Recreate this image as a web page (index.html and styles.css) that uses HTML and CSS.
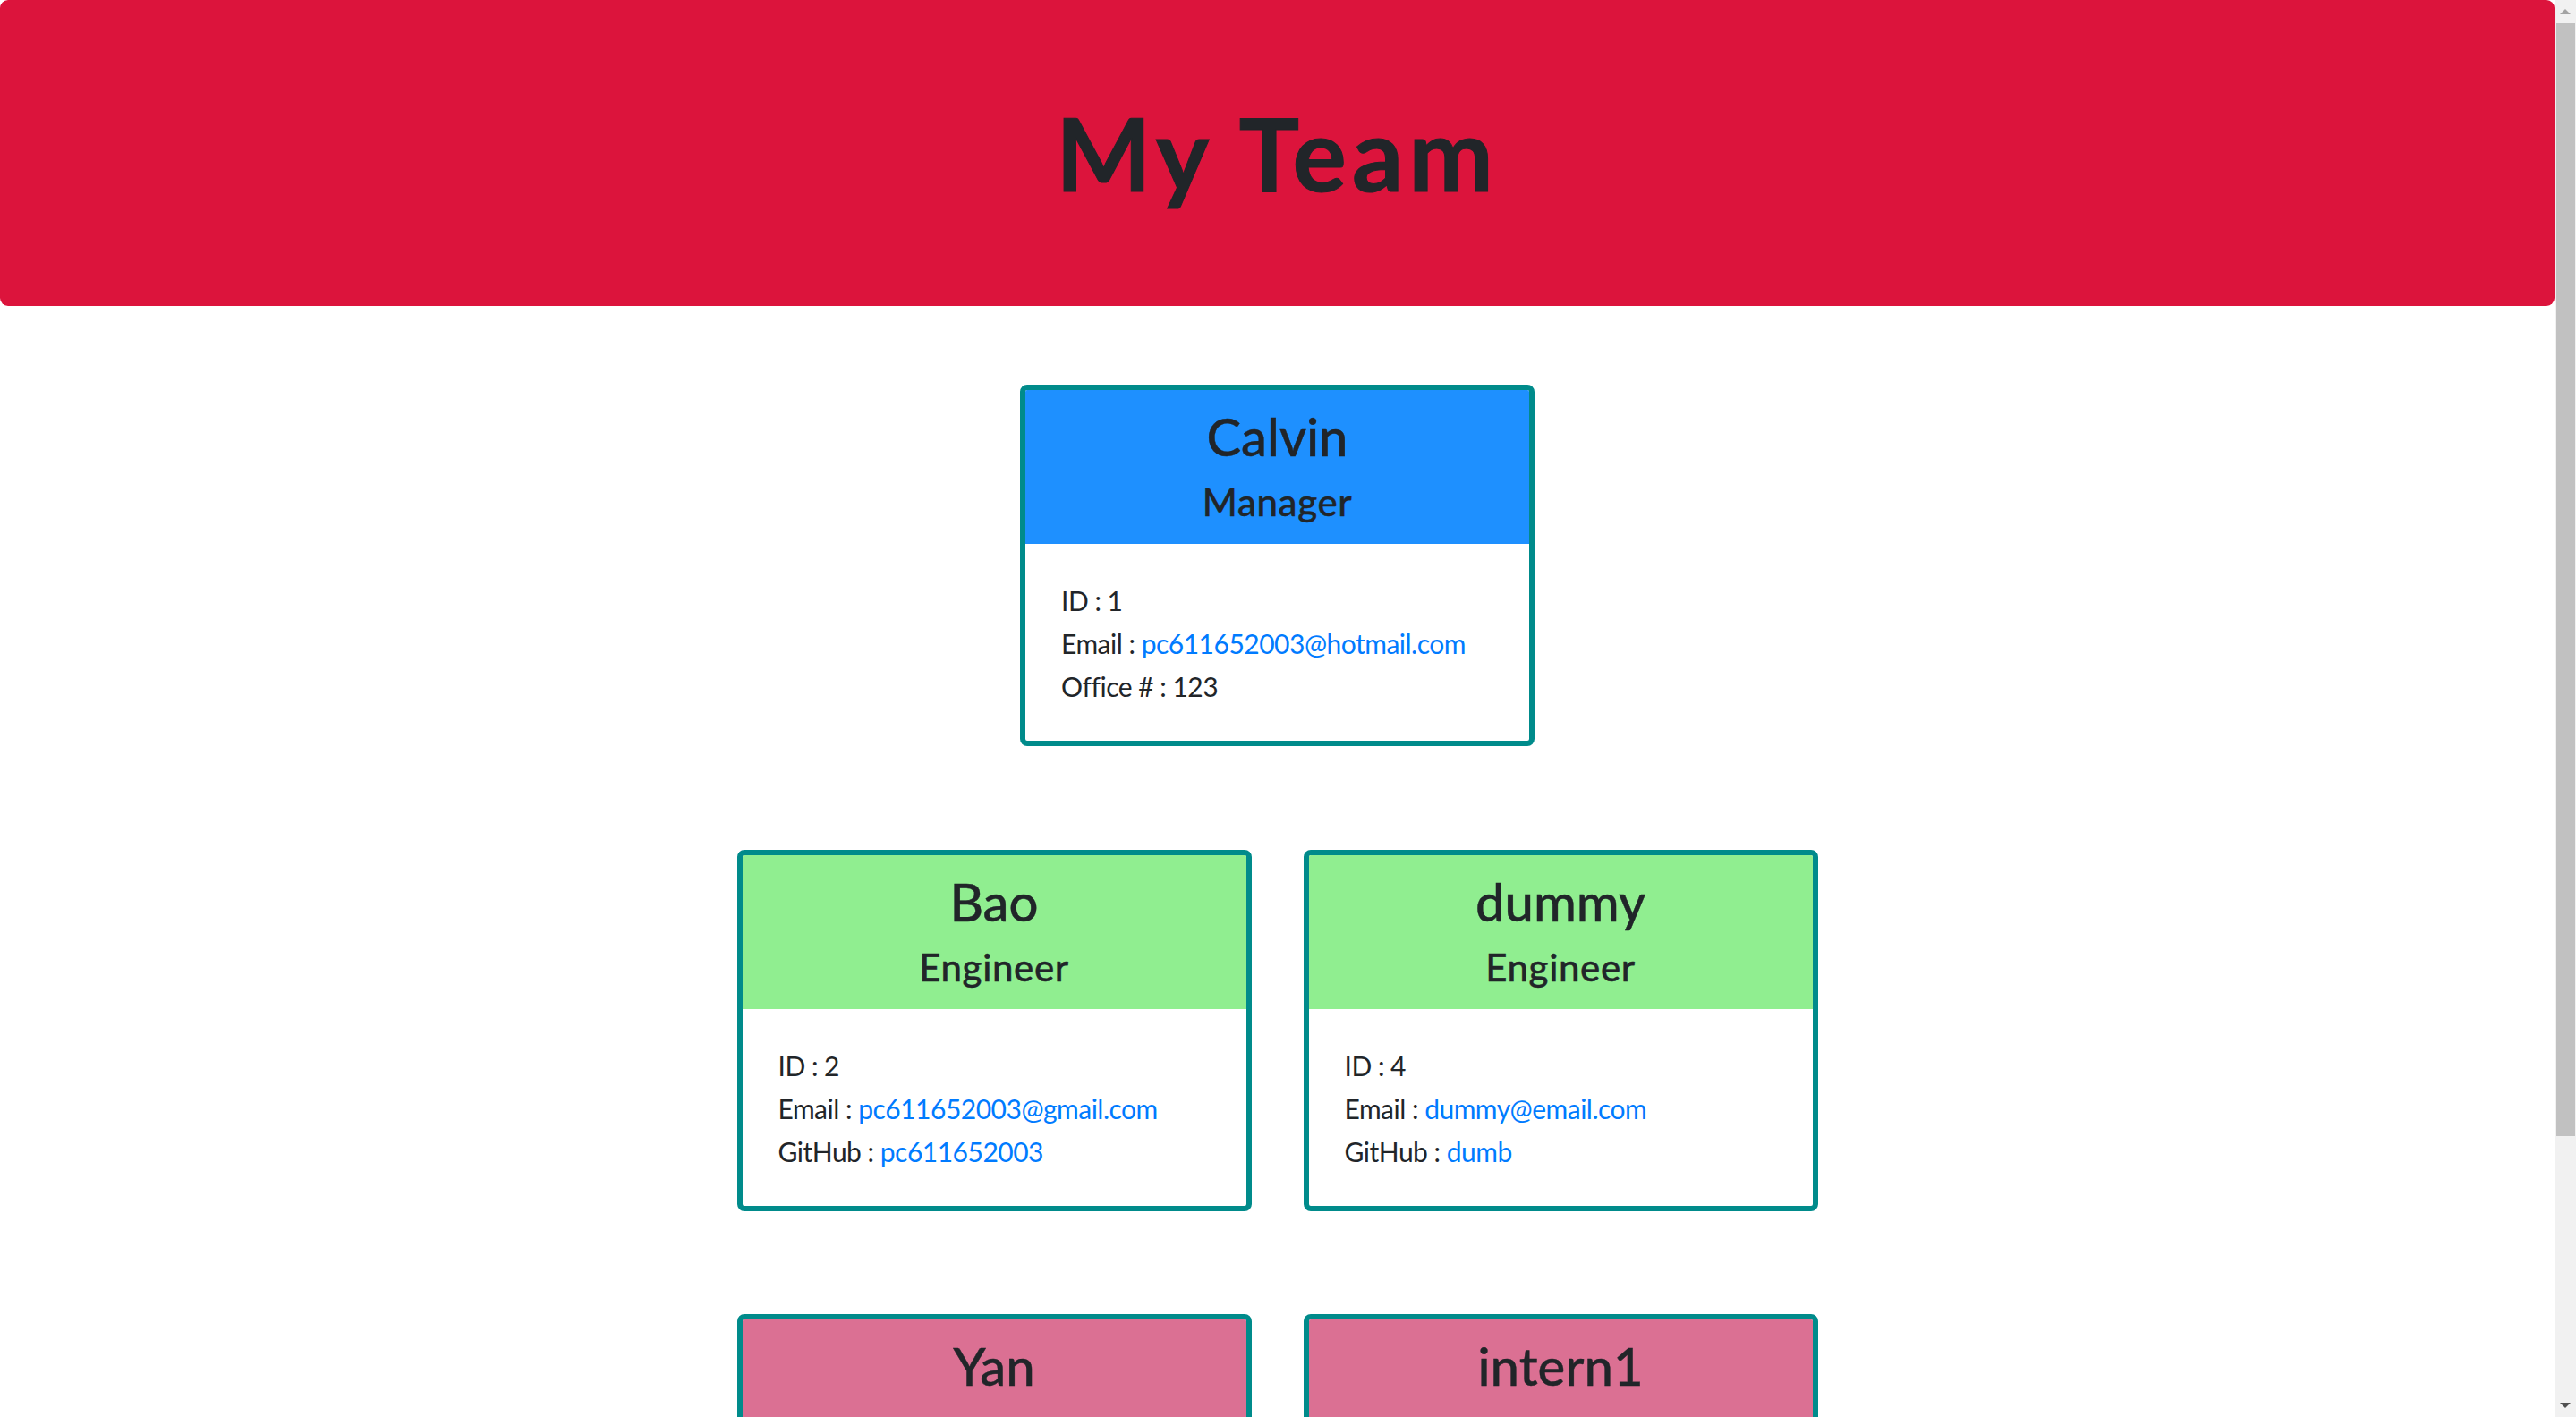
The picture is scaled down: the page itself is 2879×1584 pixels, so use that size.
FILE: index.html
```html
<!DOCTYPE html>
<html lang="en">
<head>
<meta charset="utf-8">
<title>My Team</title>
<link rel="stylesheet" href="styles.css">
</head>
<body>
<div class="page">
  <header class="hero">
    <h1 class="hero-title">My Team</h1>
  </header>
  <main class="team">
    <div class="team-row">
      <div class="card card-manager">
        <div class="card-header">
          <h2 class="card-name">Calvin</h2>
          <h3 class="card-role">Manager</h3>
        </div>
        <div class="card-body">
          <p class="card-line">ID : 1</p>
          <p class="card-line">Email : <a href="mailto:pc611652003@hotmail.com">pc611652003@hotmail.com</a></p>
          <p class="card-line">Office # : 123</p>
        </div>
      </div>
    </div>
    <div class="team-row">
      <div class="card card-engineer">
        <div class="card-header">
          <h2 class="card-name">Bao</h2>
          <h3 class="card-role">Engineer</h3>
        </div>
        <div class="card-body">
          <p class="card-line">ID : 2</p>
          <p class="card-line">Email : <a href="mailto:pc611652003@gmail.com">pc611652003@gmail.com</a></p>
          <p class="card-line">GitHub : <a href="#">pc611652003</a></p>
        </div>
      </div>
      <div class="card card-engineer">
        <div class="card-header">
          <h2 class="card-name">dummy</h2>
          <h3 class="card-role">Engineer</h3>
        </div>
        <div class="card-body">
          <p class="card-line">ID : 4</p>
          <p class="card-line">Email : <a href="mailto:dummy@email.com">dummy@email.com</a></p>
          <p class="card-line">GitHub : <a href="#">dumb</a></p>
        </div>
      </div>
    </div>
    <div class="team-row">
      <div class="card card-intern">
        <div class="card-header">
          <h2 class="card-name">Yan</h2>
          <h3 class="card-role">Intern</h3>
        </div>
        <div class="card-body">
          <p class="card-line">ID : 3</p>
          <p class="card-line">Email : <a href="mailto:yan@email.com">yan@email.com</a></p>
          <p class="card-line">School : UCI</p>
        </div>
      </div>
      <div class="card card-intern">
        <div class="card-header">
          <h2 class="card-name">intern1</h2>
          <h3 class="card-role">Intern</h3>
        </div>
        <div class="card-body">
          <p class="card-line">ID : 5</p>
          <p class="card-line">Email : <a href="mailto:intern1@email.com">intern1@email.com</a></p>
          <p class="card-line">School : school</p>
        </div>
      </div>
    </div>
  </main>
</div>
<div class="scrollbar" aria-hidden="true">
  <div class="sb-btn"><span class="sb-arrow-up"></span></div>
  <div class="sb-thumb"></div>
  <div class="sb-space"></div>
  <div class="sb-btn"><span class="sb-arrow-down"></span></div>
</div>
</body>
</html>
```
FILE: styles.css
```css
html {
  overflow: hidden;
  height: 100%;
}

body {
  margin: 0;
  font-family: "Lato", "Open Sans", sans-serif;
  color: #212529;
  background: #ffffff;
}

.page {
  width: 2855px;
}

.hero {
  height: 342px;
  background: #dc143c;
  border-radius: 9px;
  display: flex;
  align-items: center;
  justify-content: center;
}

.hero-title {
  margin: 0;
  font-size: 113px;
  font-weight: 700;
  line-height: 1.2;
  letter-spacing: 6px;
  -webkit-text-stroke: 1px #212529;
}

.team {
  display: flex;
  flex-direction: column;
  gap: 115.5px;
  padding-top: 88px;
}

.team-row {
  display: flex;
  justify-content: center;
  gap: 58px;
}

.card {
  width: 575px;
  box-sizing: border-box;
  border: 6px solid #008b8b;
  border-radius: 8px;
  overflow: hidden;
  background: #ffffff;
}

.card-header {
  padding: 17px 20px 23px;
  text-align: center;
}

.card-manager .card-header {
  background: #1e90ff;
}

.card-engineer .card-header {
  background: #90ee90;
}

.card-intern .card-header {
  background: #db7093;
}

.card-name {
  margin: 0 0 14px;
  font-size: 58px;
  font-weight: 500;
  line-height: 70px;
  -webkit-text-stroke: 0.4px #212529;
}

.card-role {
  margin: 0;
  font-size: 42px;
  font-weight: 500;
  line-height: 48px;
  letter-spacing: 0.6px;
  -webkit-text-stroke: 0.4px #212529;
}

.card-body {
  padding: 39px 40px 37px;
  font-size: 30px;
  line-height: 48px;
  letter-spacing: -0.5px;
  white-space: nowrap;
}

.card-line {
  margin: 0;
}

.card-line a {
  color: #007bff;
  text-decoration: none;
}

.scrollbar {
  position: fixed;
  top: 0;
  right: 0;
  width: 24px;
  height: 100%;
  background: #f1f1f1;
  display: flex;
  flex-direction: column;
}

.sb-btn {
  height: 26px;
  display: flex;
  align-items: center;
  justify-content: center;
}

.sb-arrow-up {
  width: 0;
  height: 0;
  border-left: 6px solid transparent;
  border-right: 6px solid transparent;
  border-bottom: 6px solid #a3a3a3;
}

.sb-arrow-down {
  width: 0;
  height: 0;
  border-left: 6px solid transparent;
  border-right: 6px solid transparent;
  border-top: 6px solid #505050;
}

.sb-thumb {
  margin-left: 2px;
  width: 21px;
  height: 1244px;
  background: #c1c1c1;
}

.sb-space {
  flex: 1;
}
```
::::::::
■ **Problem description**
Every line that holds the string "page" should be returned.

■ **Answer to this problem**
Recreate this image as a web page (index.html and styles.css) that uses HTML and CSS.
The picture is scaled down: the page itself is 2879×1584 pixels, so use that size.
<div class="page">
.page {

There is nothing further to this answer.